Thanks to the special interests of Mr. Mellon, the Center also has one of the greatest collections of British sporting and animal paintings in the world. It includes a number of pictures by the preeminent artist of this genre, George Stubbs. Foxhunting, horseracing, and other equestrian scenes by John Wootton, James Seymour, Sawrey Gilpin, James Ward, Jean-Laurent Agasse, Benjamin Marshall, John Ferneley, and Alfred Munnings are among the Center’s treasures.
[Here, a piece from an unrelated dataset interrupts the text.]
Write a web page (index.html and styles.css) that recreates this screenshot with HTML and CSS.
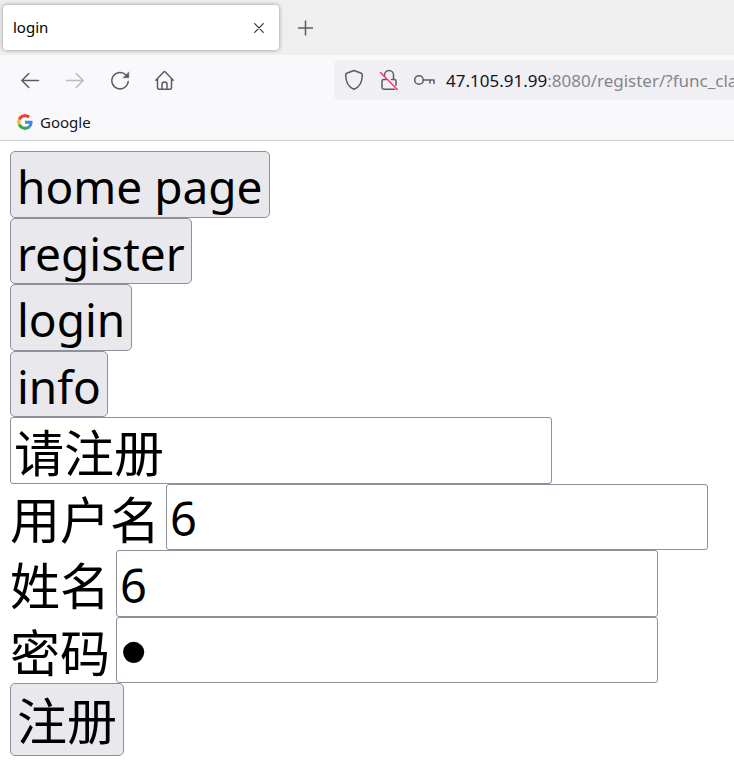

Other genres represented prominently in the collection are marine painting, especially the works of Samuel Scott and Charles Brooking; the London cityscape, including a remarkable group of views on the Thames by Canaletto; artists’ self-portraits (from Godfrey Kneller to Vanessa Bell); the work of travel artists, with special emphasis on India and Pakistan; and scenes from the plays of Shakespeare, together with many portraits of eighteenth-century character actors, of which the finest is surely Sir Joshua Reynolds’s Mrs. Abington as Miss Prue in Love for Love by William Congreve.
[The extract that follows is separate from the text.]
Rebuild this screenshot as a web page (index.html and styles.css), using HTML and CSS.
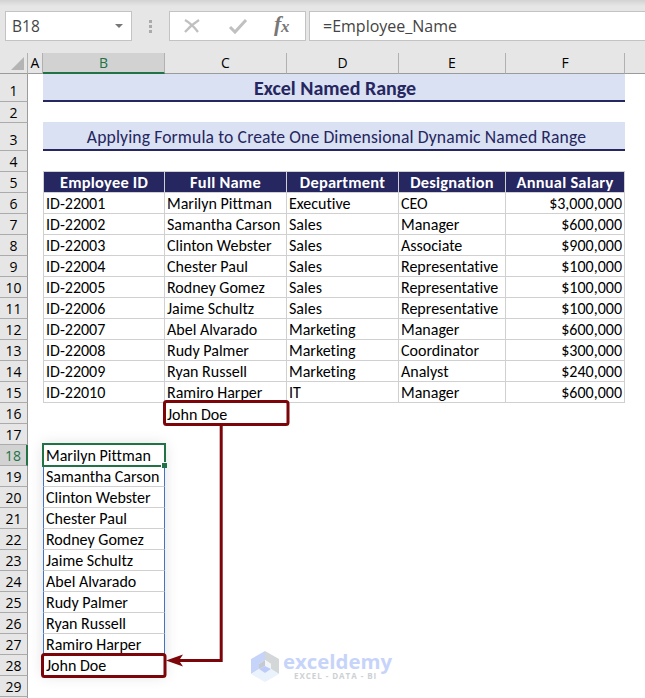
FILE: index.html
```
<!DOCTYPE html>
<html lang="en">
<head>
  <meta charset="UTF-8" />
  <title>Excel Named Range</title>
  <link rel="stylesheet" href="styles.css">
</head>
<body>

<div class="formula-bar">
  <div class="name-box"><span>B18</span><i class="caret"></i></div>
  <div class="dots"><i></i><i></i><i></i></div>
  <div class="buttons">
    <svg width="136" height="28" viewBox="0 0 136 28">
      <path d="M15 8 Q22 12 28 20 M29 8 Q21 13 15 20" fill="none" stroke="#c0c0c0" stroke-width="2.3" />
      <path d="M60 15 L65 20 L76 8" fill="none" stroke="#c0c0c0" stroke-width="3" />
      <text class="fx" x="104" y="19">f</text>
      <text class="fx fx-small" x="111" y="20">x</text>
    </svg>
  </div>
  <div class="formula">=Employee_Name</div>
</div>

<div class="sheet">
  <table>
    <colgroup>
      <col class="w-head"><col class="w-a"><col class="w-b"><col class="w-c"><col class="w-d"><col class="w-e"><col class="w-f"><col>
    </colgroup>
    <thead>
      <tr><th class="corner"><i></i></th><th>A</th><th class="active">B</th><th>C</th><th>D</th><th>E</th><th>F</th><th></th></tr>
    </thead>
    <tbody>
      <tr class="tall"><th>1</th><td></td><td class="banner title" colspan="5">Excel Named Range</td><td></td></tr>
      <tr><th>2</th></tr>
      <tr class="tall"><th>3</th><td></td><td class="banner subtitle" colspan="5">Applying Formula to Create One Dimensional Dynamic Named Range</td><td></td></tr>
      <tr><th>4</th><td></td><td class="above"></td><td class="above"></td><td class="above"></td><td class="above"></td><td class="above"></td></tr>
      <tr class="head"><th>5</th><td></td><td>Employee ID</td><td>Full Name</td><td>Department</td><td>Designation</td><td>Annual Salary</td></tr>
      <tr class="data"><th>6</th><td></td><td>ID-22001</td><td>Marilyn Pittman</td><td>Executive</td><td>CEO</td><td>$3,000,000</td></tr>
      <tr class="data"><th>7</th><td></td><td>ID-22002</td><td>Samantha Carson</td><td>Sales</td><td>Manager</td><td>$600,000</td></tr>
      <tr class="data"><th>8</th><td></td><td>ID-22003</td><td>Clinton Webster</td><td>Sales</td><td>Associate</td><td>$900,000</td></tr>
      <tr class="data"><th>9</th><td></td><td>ID-22004</td><td>Chester Paul</td><td>Sales</td><td>Representative</td><td>$100,000</td></tr>
      <tr class="data"><th>10</th><td></td><td>ID-22005</td><td>Rodney Gomez</td><td>Sales</td><td>Representative</td><td>$100,000</td></tr>
      <tr class="data"><th>11</th><td></td><td>ID-22006</td><td>Jaime Schultz</td><td>Sales</td><td>Representative</td><td>$100,000</td></tr>
      <tr class="data"><th>12</th><td></td><td>ID-22007</td><td>Abel Alvarado</td><td>Marketing</td><td>Manager</td><td>$600,000</td></tr>
      <tr class="data"><th>13</th><td></td><td>ID-22008</td><td>Rudy Palmer</td><td>Marketing</td><td>Coordinator</td><td>$300,000</td></tr>
      <tr class="data"><th>14</th><td></td><td>ID-22009</td><td>Ryan Russell</td><td>Marketing</td><td>Analyst</td><td>$240,000</td></tr>
      <tr class="data"><th>15</th><td></td><td>ID-22010</td><td>Ramiro Harper</td><td>IT</td><td>Manager</td><td>$600,000</td></tr>
      <tr><th>16</th><td></td><td></td><td>John Doe</td></tr>
      <tr><th>17</th></tr>
      <tr class="spill"><th class="active">18</th><td></td><td>Marilyn Pittman</td></tr>
      <tr class="spill"><th>19</th><td></td><td>Samantha Carson</td></tr>
      <tr class="spill"><th>20</th><td></td><td>Clinton Webster</td></tr>
      <tr class="spill"><th>21</th><td></td><td>Chester Paul</td></tr>
      <tr class="spill"><th>22</th><td></td><td>Rodney Gomez</td></tr>
      <tr class="spill"><th>23</th><td></td><td>Jaime Schultz</td></tr>
      <tr class="spill"><th>24</th><td></td><td>Abel Alvarado</td></tr>
      <tr class="spill"><th>25</th><td></td><td>Rudy Palmer</td></tr>
      <tr class="spill"><th>26</th><td></td><td>Ryan Russell</td></tr>
      <tr class="spill"><th>27</th><td></td><td>Ramiro Harper</td></tr>
      <tr class="spill"><th>28</th><td></td><td>John Doe</td></tr>
      <tr><th>29</th></tr>
      <tr><th></th></tr>
    </tbody>
  </table>

  <div class="spill-shadow"></div>

  <!-- selection, red boxes and arrow -->
  <svg class="marks" width="645" height="645" viewBox="0 53 645 645">
    <rect x="43" y="444" width="122" height="22" fill="none" stroke="#217346" stroke-width="2" />
    <rect x="161" y="462" width="6" height="6" fill="#fff" />
    <rect x="162" y="463" width="5" height="5" fill="#217346" />
    <g fill="none" stroke="#7b0509" stroke-width="3">
      <rect x="164.5" y="401.5" width="123.5" height="23" rx="2" />
      <rect x="42.5" y="654.5" width="122.5" height="22" rx="2" />
      <path d="M221.2 426 V660.5 H178" />
    </g>
    <path d="M166 660.5 L183 654.5 L179 660.5 L183 666.5 Z" fill="#7b0509" />
  </svg>

  <div class="watermark">
    <svg width="28" height="32" viewBox="0 0 28 32">
      <path d="M14 0 L0 8 V23 L8 18 V13 L14 9 Z" fill="#c7d4fa" />
      <path d="M14 0 L28 8 V23 L20 18 V13 L14 9 Z" fill="#d3d7d8" />
      <path d="M0 23 L8 18 L14 22 L20 18 L28 23 L14 31 Z" fill="#eaf2fb" />
      <path d="M8 13 L14 9 V15 L8 18 Z" fill="#c5cad0" />
      <path d="M14 9 L20 13 V18 L14 15 Z" fill="#f1f4f8" />
      <path d="M8 18 L14 15 L20 18 L14 22 Z" fill="#bccbf8" />
    </svg>
    <div>
      <div class="brand">exceldemy</div>
      <div class="tagline">EXCEL - DATA - BI</div>
    </div>
  </div>
</div>

</body>
</html>
```
FILE: styles.css
```
body {
  margin: 0;
  height: 698px;
  overflow: hidden;
  background: #fff;
  color: #000;
  font-family: Calibri, Carlito, Lato, sans-serif;
  font-size: 16px;
  font-variant-ligatures: none;
}

.formula-bar {
  display: flex;
  box-sizing: border-box;
  height: 53px;
  padding: 11px 0 12px 5px;
  background: linear-gradient(#d2d2d2, #e6e6e6 6px);
  font-family: "Segoe UI", "Open Sans", sans-serif;
  font-size: 16px;
  line-height: 29px;
  color: #444;
}

.name-box, .buttons, .formula {
  box-sizing: border-box;
  height: 30px;
  border: 1px solid #c3c3c3;
  background: #fff;
}

.name-box {
  display: flex;
  justify-content: space-between;
  align-items: center;
  width: 127px;
  padding: 0 8px 0 6px;
  font-size: 15.5px;
}

.caret {
  border: 4px solid transparent;
  border-top-color: #777;
  border-bottom: 0;
}

.dots {
  display: flex;
  flex-direction: column;
  justify-content: center;
  align-items: center;
  gap: 2px;
  width: 37px;
}

.dots i {
  width: 3px;
  height: 3px;
  background: #aaa;
}

.buttons {
  width: 137px;
}

.buttons svg {
  display: block;
}

.fx {
  font: italic bold 22px "Liberation Serif", serif;
  fill: #777;
}

.fx-small {
  font-size: 17px;
}

.formula {
  flex: 1;
  margin-left: 3px;
  padding-left: 13px;
  border-right: 0;
}

.sheet {
  position: relative;
}

table {
  width: 645px;
  table-layout: fixed;
  border-spacing: 0;
}

.w-head { width: 28px; }
.w-a { width: 15px; }
.w-b { width: 122px; }
.w-c { width: 122px; }
.w-d { width: 112px; }
.w-e { width: 107px; }
.w-f { width: 119px; }

tr { height: 21px; }
tr.tall { height: 28px; }

th, td {
  box-sizing: border-box;
  padding: 0;
  line-height: 19px;
  white-space: nowrap;
  overflow: hidden;
}

td {
  padding-top: 1px;
}

th {
  background: #e6e6e6;
  border-right: 1px solid #9b9b9b;
  border-bottom: 1px solid #ababab;
  font-family: "Segoe UI", "Open Sans", sans-serif;
  font-size: 14px;
  font-weight: normal;
}

thead th {
  padding-bottom: 1px;
  line-height: 18px;
  border-right-color: #b1b1b1;
  border-bottom-color: #9b9b9b;
}

thead th:last-child {
  border-right: 0;
}

.tall th {
  padding-top: 6px;
}

thead .corner {
  padding: 0 3px 3px 0;
  vertical-align: bottom;
}

.corner i {
  display: block;
  margin-left: auto;
  width: 0;
  border-left: 13px solid transparent;
  border-bottom: 13px solid #b4b4b4;
}

thead .active {
  padding-bottom: 0;
  background: #d2d2d2;
  border-bottom: 2px solid #217346;
  color: #217346;
}

tbody .active {
  background: #d2d2d2;
  border-right: 2px solid #217346;
  color: #217346;
}

.banner {
  background: #d9e1f2;
  border-bottom: 2px solid #262660;
  color: #262660;
  text-align: center;
}

.title {
  padding-top: 3px;
  padding-left: 2px;
  font-size: 20px;
  font-weight: bold;
}

.subtitle {
  padding-top: 3px;
  padding-left: 5px;
  box-shadow: 0 -1px #d9e1f2;
  font-size: 17.6px;
  letter-spacing: 0.13px;
}

.above {
  border-bottom: 1px solid #d0d0d0;
}

.head td:nth-child(n+3), .data td:nth-child(n+3) {
  border-right: 1px solid #d0d0d0;
  border-bottom: 1px solid #d0d0d0;
  padding-left: 2px;
}

.head td:nth-child(3), .data td:nth-child(3) {
  border-left: 1px solid #d0d0d0;
}

.head td:nth-child(n+3) {
  padding-left: 0;
  background: #262660;
  color: #fff;
  font-size: 16.4px;
  font-weight: bold;
  letter-spacing: 0.25px;
  text-align: center;
}

.data td:last-child {
  padding-right: 2px;
  text-align: right;
}

td:nth-child(4) {
  padding-left: 2px;
}

.spill td:nth-child(3) {
  padding-left: 2px;
  border: 1px solid #4472c4;
  border-top: 0;
  border-bottom-color: #d0d0d0;
}

.spill-shadow {
  position: absolute;
  left: 43px;
  top: 391px;
  width: 122px;
  height: 232px;
  box-shadow: 0 0 14px rgba(0, 0, 0, 0.12);
  clip-path: inset(-16px -16px -16px -14px);
}

.marks {
  position: absolute;
  left: 0;
  top: 0;
}

.watermark {
  position: absolute;
  left: 251px;
  top: 598px;
  display: flex;
  gap: 4px;
}

.brand {
  font: bold 20.4px/21px "Open Sans", sans-serif;
  color: #c7d4fa;
}

.tagline {
  padding-left: 11px;
  font: bold 8px/8px "Open Sans", sans-serif;
  letter-spacing: 0.95px;
  color: #cdd1d4;
}
```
The Center’s growing collection of sculpture is especially strong in works by eighteenth- and nineteenth-century artists such as Peter Scheemakers, Louis-Francois Roubiliac, Joseph Nollekens, and Francis Chantrey. The Center also holds spectacular examples of twentieth-century sculpture, including works by Jacob Epstein, Henry Moore, Barbara Hepworth, and distinguished contemporary artists such as Damien Hirst and Rachel Whiteread.